Bien que la plupart des
Français soient maintenant majoritairement convaincus que les médias traditionnels sont biaisés et tous dans le
même sens (à gauche, donc), Internet constitue pour eux le seul média
garantissant la liberté d’expression. Heureusement, l’intervention musclée
des politiciens, à force d’ajouter des lois sur des dispositions, des
circulaires, des commissions et des Hautotorités
(HADOPI en premier), va permettre de revenir bien vite sur cette situation
d’autant plus scandaleuse qu’elle échappait jusqu’à présent pas mal au
contrôle de ces petits saprophytes.
Encore une fois, chacun de ces
éléments, aussi ridicules qu’agaçants, ne constitue pas en soi une preuve
irréfutable que ce pays est foutu. L’avalanche de ces éléments, en revanche,
pris dans leur funeste ensemble, ne laisse aucun doute : chaque jour qui
passe, une petite liberté est gommée, un coup de canif est fiché au contrat
républicain et démocratique.
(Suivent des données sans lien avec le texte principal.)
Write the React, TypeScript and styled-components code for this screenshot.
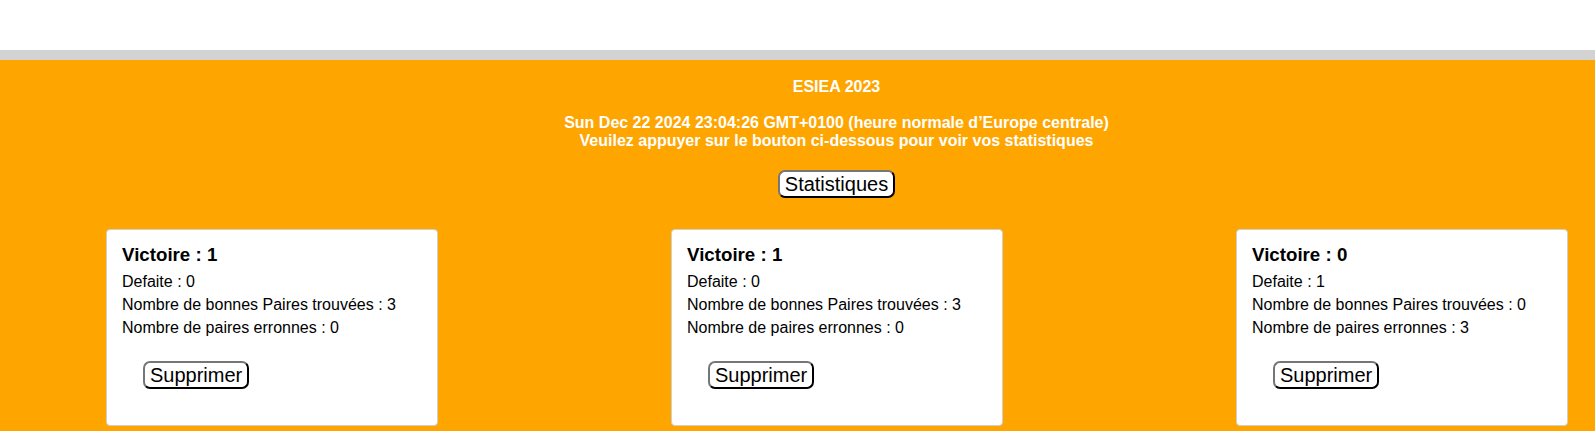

Chaque jour qui passe, les collectivistes font
assaut d’imagination pour tordre le sens des mots et prétendre travailler
pour notre bien à tous, et, sans que le citoyen ne s’en rende vraiment
compte, chaque jour qui passe, un nouveau clou est planté dans le cercueil
confortable et capitonné qu’ils nous ont réservé.
Et un cercueil, aussi
confortable et capitonné soit-il, finit toujours par être enterré.